San Diego 43 Kansas City 14
If you're going to turn the ball over 4 times like the Chiefs did yesterday against a quality opponent, then you better be prepared to take a beating. A beating was something that Phillip Rivers and company were only so happy to deliver as he threw for 317 yards and 2 TDs, both to Antonio Gates, who after toiling in the single-digit points scored dungeon for weeks, decided to break out for 7-118-2 on the day when I inexplicably leave him off my fantasy roster. Damn you, Antonio Gates. Damn you to Hell.
Minnesota 36 Chicago 10
Brett was Favre-tastic yesterday, throwing for 392 and 3 TDs, completing 6 passes each to Percy Harvin, Bernard Berrian, Sidney Rice, and Chester Taylor. Harvin's first career 100-yard receiving game gets him closer to a potential Rookie of the Year Award, and another beatdown gets Lovie Smith one loss closer to joining Eric Mangini in the unemployment line. Has anybody seen Matt Forte? Seriously, what the fuck happened to that guy? Is he alright? Should we send somebody over to his house to check on him? Maybe Jay Cutler could throw an errant pass through his window so we could get inside.
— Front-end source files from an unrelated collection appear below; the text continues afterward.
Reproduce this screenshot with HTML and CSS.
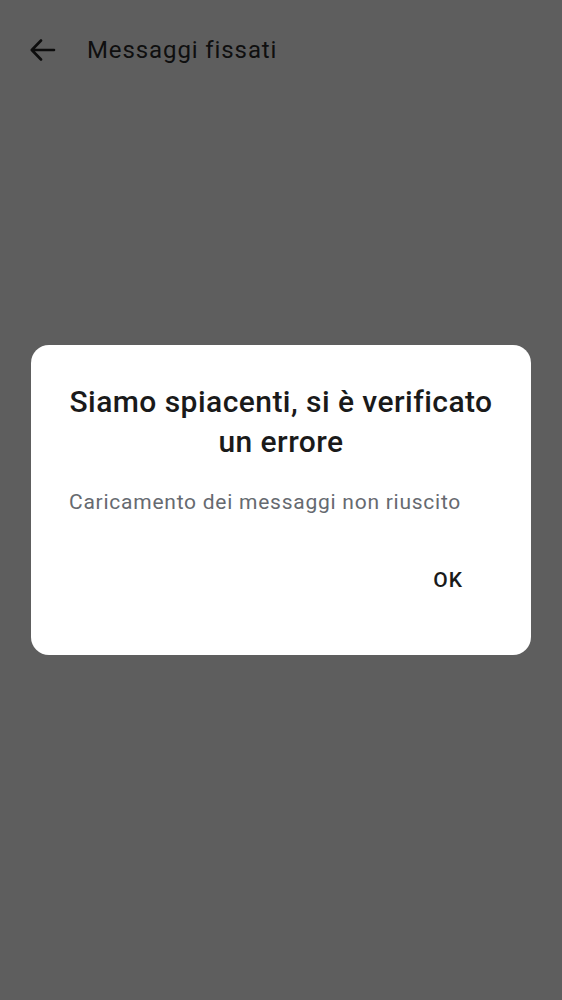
FILE: index.html
```html
<!DOCTYPE html>
<html lang="it">
<head>
<meta charset="utf-8">
<link rel="stylesheet" href="styles.css">
</head>
<body>
<div class="screen">
  <header class="appbar">
    <svg class="back" width="26" height="24" viewBox="0 0 26 24"><path d="M24 12H2M11 2.5L1.8 12 11 21.5" fill="none" stroke="#0d0d0d" stroke-width="2.6" stroke-linecap="round" stroke-linejoin="round"/></svg>
    <span class="title">Messaggi fissati</span>
  </header>
  <div class="overlay">
    <div class="dialog">
      <h1 class="dlg-title">Siamo spiacenti, si è verificato un errore</h1>
      <p class="dlg-body">Caricamento dei messaggi non riuscito</p>
      <div class="actions"><span class="ok">OK</span></div>
    </div>
  </div>
</div>
</body>
</html>
```
FILE: styles.css
```css
html, body { margin: 0; padding: 0; }
body { background: #5e5e5e; font-family: Roboto, "Noto Sans", sans-serif; }
.screen { width: 562px; height: 1000px; display: flex; flex-direction: column; }
.appbar { height: 100px; display: flex; align-items: center; padding-left: 30px; box-sizing: border-box; }
.back { display: block; margin-right: 31px; }
.title { font-size: 24px; color: #0f0f0f; letter-spacing: 0.9px; }
.overlay { flex: 1; display: flex; justify-content: center; padding-top: 245px; }
.dialog { width: 500px; height: 310px; background: #fff; border-radius: 18px; box-sizing: border-box; padding: 37px 30px 0 30px; }
.dlg-title { margin: 0; font-size: 30px; font-weight: 500; text-align: center; color: #1a1a1a; line-height: 40px; letter-spacing: 0.45px; }
.dlg-body { margin: 26px 0 0 8px; font-size: 21px; color: #666a70; line-height: 28px; letter-spacing: 0.75px; }
.actions { display: flex; justify-content: flex-end; margin-top: 52px; padding-right: 38px; }
.ok { font-size: 21px; font-weight: 500; color: #1a1a1a; letter-spacing: 1px; }
```
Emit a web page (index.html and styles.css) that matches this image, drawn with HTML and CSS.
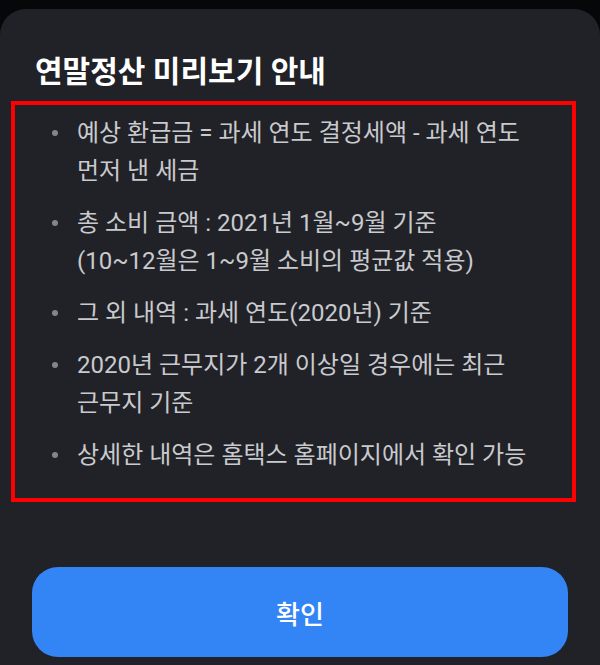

Baltimore 20 Pittsburgh 17 (OT)
In a game that lived up to its hard-hitting, defensive battle billing, the Ravens pulled out a much-needed overtime win to vault back into the last AFC playoff spot. 3rd-string QB Dennis Dixon actually did a couple things to help the Steelers win, scoring 2 TDs, and didn't do anything to make them lose, until that fateful pick in overtime. Can't really blame the guy, though, since he would never have been in that position if Big Ben wasn't such a pussy. Come on, dude, concussion my ass! Rub some dirt on it and get out there. I think I'm starting to develop a bit of a man crush on Ray Rice, and I am not ashamed of it.
MNF Prediction
New England 34 New Orleans 31
By the time this one is over, we'll be calling it the Game of the Year. This baby will have everything: scoring, turnovers, big hits, gutsy calls, tons of made up adjectives and adverbs by Jaws and Gruden, and gallons of semen shot out of both of their cocks as they describe the QB play of Tom Brady and Drew Brees. Bring your rain coat and goggles, Tirico, because you're in for a long night. I don't know why, but something tells me New Orleans will need one timeout on their last drive of the game but won't have it, and that will end up costing them a chance at a game-tying FG.